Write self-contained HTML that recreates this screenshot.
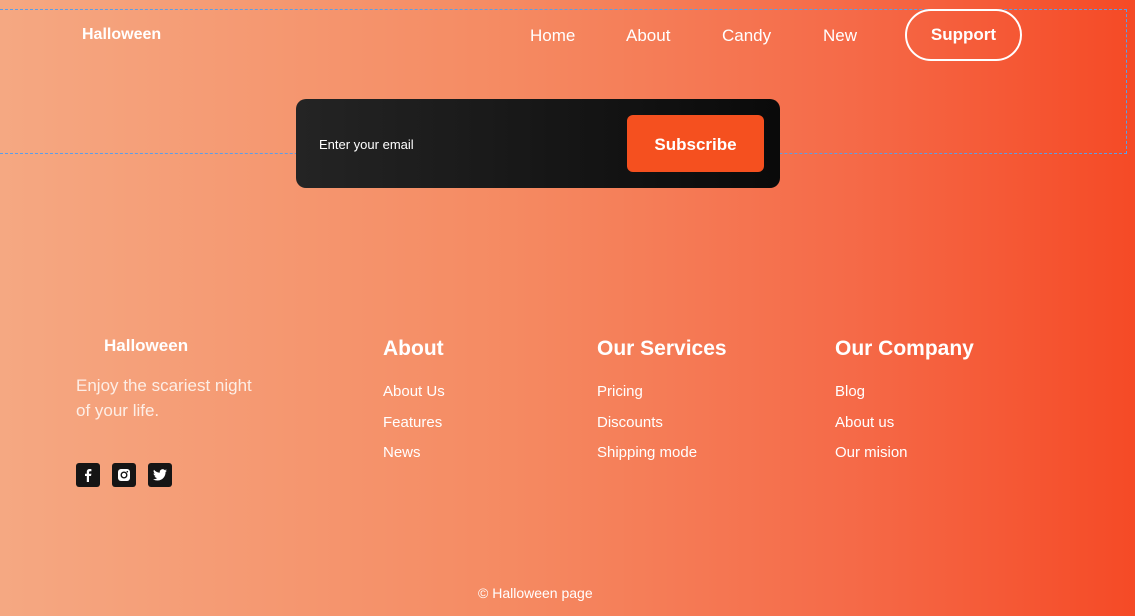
<!DOCTYPE html>
<html><head><style>
*{margin:0;padding:0;box-sizing:border-box}
body{width:1135px;height:616px;overflow:hidden;font-family:"Liberation Sans",sans-serif;color:#fff;background:linear-gradient(90deg,#f5a882 0%,#f58a62 45%,#f56a48 75%,#f54a26 100%);position:relative}
.a{position:absolute;white-space:nowrap}
.dash{position:absolute;left:0;top:9px;width:1127px;height:145px;border:1px dashed #5b9ee8;border-left:none}
.nav{font-size:17px}
.sup{position:absolute;left:905px;top:9px;width:117px;height:52px;border:2px solid #fff;border-radius:26px;font-size:17px;font-weight:bold;display:flex;align-items:center;justify-content:center}
.box{position:absolute;left:296px;top:99px;width:484px;height:89px;border-radius:10px;background:linear-gradient(90deg,#242424,#0a0a0a)}
.btn{position:absolute;left:627px;top:115px;width:137px;height:57px;border-radius:6px;background:#f5501f;font-size:17px;font-weight:bold;display:flex;align-items:center;justify-content:center;padding-top:2px}
h3{font-size:21px;font-weight:bold;position:absolute;white-space:nowrap}
.l{font-size:15px;position:absolute;white-space:nowrap}
.ic{position:absolute;top:463px;width:24px;height:24px;border-radius:3px;background:#151515;display:flex;align-items:center;justify-content:center}
</style></head><body>
<div class="dash"></div>
<div class="a" style="left:82px;top:26px;font-size:16px;font-weight:bold">Halloween</div>
<div class="a nav" style="left:530px;top:26px">Home</div>
<div class="a nav" style="left:626px;top:26px">About</div>
<div class="a nav" style="left:722px;top:26px">Candy</div>
<div class="a nav" style="left:823px;top:26px">New</div>
<div class="sup">Support</div>
<div class="box"></div>
<div class="a" style="left:319px;top:137px;font-size:13px">Enter your email</div>
<div class="btn">Subscribe</div>
<div class="a" style="left:104px;top:336px;font-size:17px;font-weight:bold">Halloween</div>
<div class="a" style="left:76px;top:373px;font-size:17px;line-height:25px;color:#fdeee6">Enjoy the scariest night<br>of your life.</div>
<div class="ic" style="left:76px"><svg width="12" height="14" viewBox="0 0 12 14"><path d="M7 14V8h2l.4-2.3H7V4.3c0-.7.3-1.1 1.1-1.1h1.3V1.1C9 1 8.4 1 7.7 1 6 1 4.8 2 4.8 3.9v1.8H3V8h1.8v6z" fill="#fff"/></svg></div>
<div class="ic" style="left:112px"><svg width="14" height="14" viewBox="0 0 14 14"><rect x="1" y="1" width="12" height="12" rx="3" fill="#fff"/><circle cx="7" cy="7" r="2.8" fill="none" stroke="#151515" stroke-width="1.4"/><circle cx="10.3" cy="3.7" r=".8" fill="#151515"/></svg></div>
<div class="ic" style="left:148px"><svg width="14" height="12" viewBox="0 0 24 20"><path d="M24 2.4a9.8 9.8 0 0 1-2.8.8A4.9 4.9 0 0 0 23.3.4a9.9 9.9 0 0 1-3.1 1.2A4.9 4.9 0 0 0 11.8 6 14 14 0 0 1 1.7.9a4.9 4.9 0 0 0 1.5 6.6 4.9 4.9 0 0 1-2.2-.6 4.9 4.9 0 0 0 3.9 4.8 4.9 4.9 0 0 1-2.2.1 4.9 4.9 0 0 0 4.6 3.4A9.9 9.9 0 0 1 0 17.3 14 14 0 0 0 7.5 19.5c9.1 0 14-7.5 14-14v-.6A10 10 0 0 0 24 2.4z" fill="#fff"/></svg></div>
<h3 style="left:383px;top:337px">About</h3>
<div class="l" style="left:383px;top:383px">About Us</div>
<div class="l" style="left:383px;top:414px">Features</div>
<div class="l" style="left:383px;top:444px">News</div>
<h3 style="left:597px;top:337px">Our Services</h3>
<div class="l" style="left:597px;top:383px">Pricing</div>
<div class="l" style="left:597px;top:414px">Discounts</div>
<div class="l" style="left:597px;top:444px">Shipping mode</div>
<h3 style="left:835px;top:337px">Our Company</h3>
<div class="l" style="left:835px;top:383px">Blog</div>
<div class="l" style="left:835px;top:414px">About us</div>
<div class="l" style="left:835px;top:444px">Our mision</div>
<div class="a" style="left:478px;top:585px;font-size:14px">© Halloween page</div>
</body></html>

::::

Written task —
Reproduce every line of the material precisely, omitting its pictures.

Answer —
Write self-contained HTML that recreates this screenshot.
<!DOCTYPE html>
<html><head><style>
*{margin:0;padding:0;box-sizing:border-box}
body{width:1135px;height:616px;overflow:hidden;font-family:"Liberation Sans",sans-serif;color:#fff;background:linear-gradient(90deg,#f5a882 0%,#f58a62 45%,#f56a48 75%,#f54a26 100%);position:relative}
.a{position:absolute;white-space:nowrap}
.dash{position:absolute;left:0;top:9px;width:1127px;height:145px;border:1px dashed #5b9ee8;border-left:none}
.nav{font-size:17px}
.sup{position:absolute;left:905px;top:9px;width:117px;height:52px;border:2px solid #fff;border-radius:26px;font-size:17px;font-weight:bold;display:flex;align-items:center;justify-content:center}
.box{position:absolute;left:296px;top:99px;width:484px;height:89px;border-radius:10px;background:linear-gradient(90deg,#242424,#0a0a0a)}
.btn{position:absolute;left:627px;top:115px;width:137px;height:57px;border-radius:6px;background:#f5501f;font-size:17px;font-weight:bold;display:flex;align-items:center;justify-content:center;padding-top:2px}
h3{font-size:21px;font-weight:bold;position:absolute;white-space:nowrap}
.l{font-size:15px;position:absolute;white-space:nowrap}
.ic{position:absolute;top:463px;width:24px;height:24px;border-radius:3px;background:#151515;display:flex;align-items:center;justify-content:center}
</style></head><body>
<div class="dash"></div>
<div class="a" style="left:82px;top:26px;font-size:16px;font-weight:bold">Halloween</div>
<div class="a nav" style="left:530px;top:26px">Home</div>
<div class="a nav" style="left:626px;top:26px">About</div>
<div class="a nav" style="left:722px;top:26px">Candy</div>
<div class="a nav" style="left:823px;top:26px">New</div>
<div class="sup">Support</div>
<div class="box"></div>
<div class="a" style="left:319px;top:137px;font-size:13px">Enter your email</div>
<div class="btn">Subscribe</div>
<div class="a" style="left:104px;top:336px;font-size:17px;font-weight:bold">Halloween</div>
<div class="a" style="left:76px;top:373px;font-size:17px;line-height:25px;color:#fdeee6">Enjoy the scariest night<br>of your life.</div>
<div class="ic" style="left:76px"><svg width="12" height="14" viewBox="0 0 12 14"><path d="M7 14V8h2l.4-2.3H7V4.3c0-.7.3-1.1 1.1-1.1h1.3V1.1C9 1 8.4 1 7.7 1 6 1 4.8 2 4.8 3.9v1.8H3V8h1.8v6z" fill="#fff"/></svg></div>
<div class="ic" style="left:112px"><svg width="14" height="14" viewBox="0 0 14 14"><rect x="1" y="1" width="12" height="12" rx="3" fill="#fff"/><circle cx="7" cy="7" r="2.8" fill="none" stroke="#151515" stroke-width="1.4"/><circle cx="10.3" cy="3.7" r=".8" fill="#151515"/></svg></div>
<div class="ic" style="left:148px"><svg width="14" height="12" viewBox="0 0 24 20"><path d="M24 2.4a9.8 9.8 0 0 1-2.8.8A4.9 4.9 0 0 0 23.3.4a9.9 9.9 0 0 1-3.1 1.2A4.9 4.9 0 0 0 11.8 6 14 14 0 0 1 1.7.9a4.9 4.9 0 0 0 1.5 6.6 4.9 4.9 0 0 1-2.2-.6 4.9 4.9 0 0 0 3.9 4.8 4.9 4.9 0 0 1-2.2.1 4.9 4.9 0 0 0 4.6 3.4A9.9 9.9 0 0 1 0 17.3 14 14 0 0 0 7.5 19.5c9.1 0 14-7.5 14-14v-.6A10 10 0 0 0 24 2.4z" fill="#fff"/></svg></div>
<h3 style="left:383px;top:337px">About</h3>
<div class="l" style="left:383px;top:383px">About Us</div>
<div class="l" style="left:383px;top:414px">Features</div>
<div class="l" style="left:383px;top:444px">News</div>
<h3 style="left:597px;top:337px">Our Services</h3>
<div class="l" style="left:597px;top:383px">Pricing</div>
<div class="l" style="left:597px;top:414px">Discounts</div>
<div class="l" style="left:597px;top:444px">Shipping mode</div>
<h3 style="left:835px;top:337px">Our Company</h3>
<div class="l" style="left:835px;top:383px">Blog</div>
<div class="l" style="left:835px;top:414px">About us</div>
<div class="l" style="left:835px;top:444px">Our mision</div>
<div class="a" style="left:478px;top:585px;font-size:14px">© Halloween page</div>
</body></html>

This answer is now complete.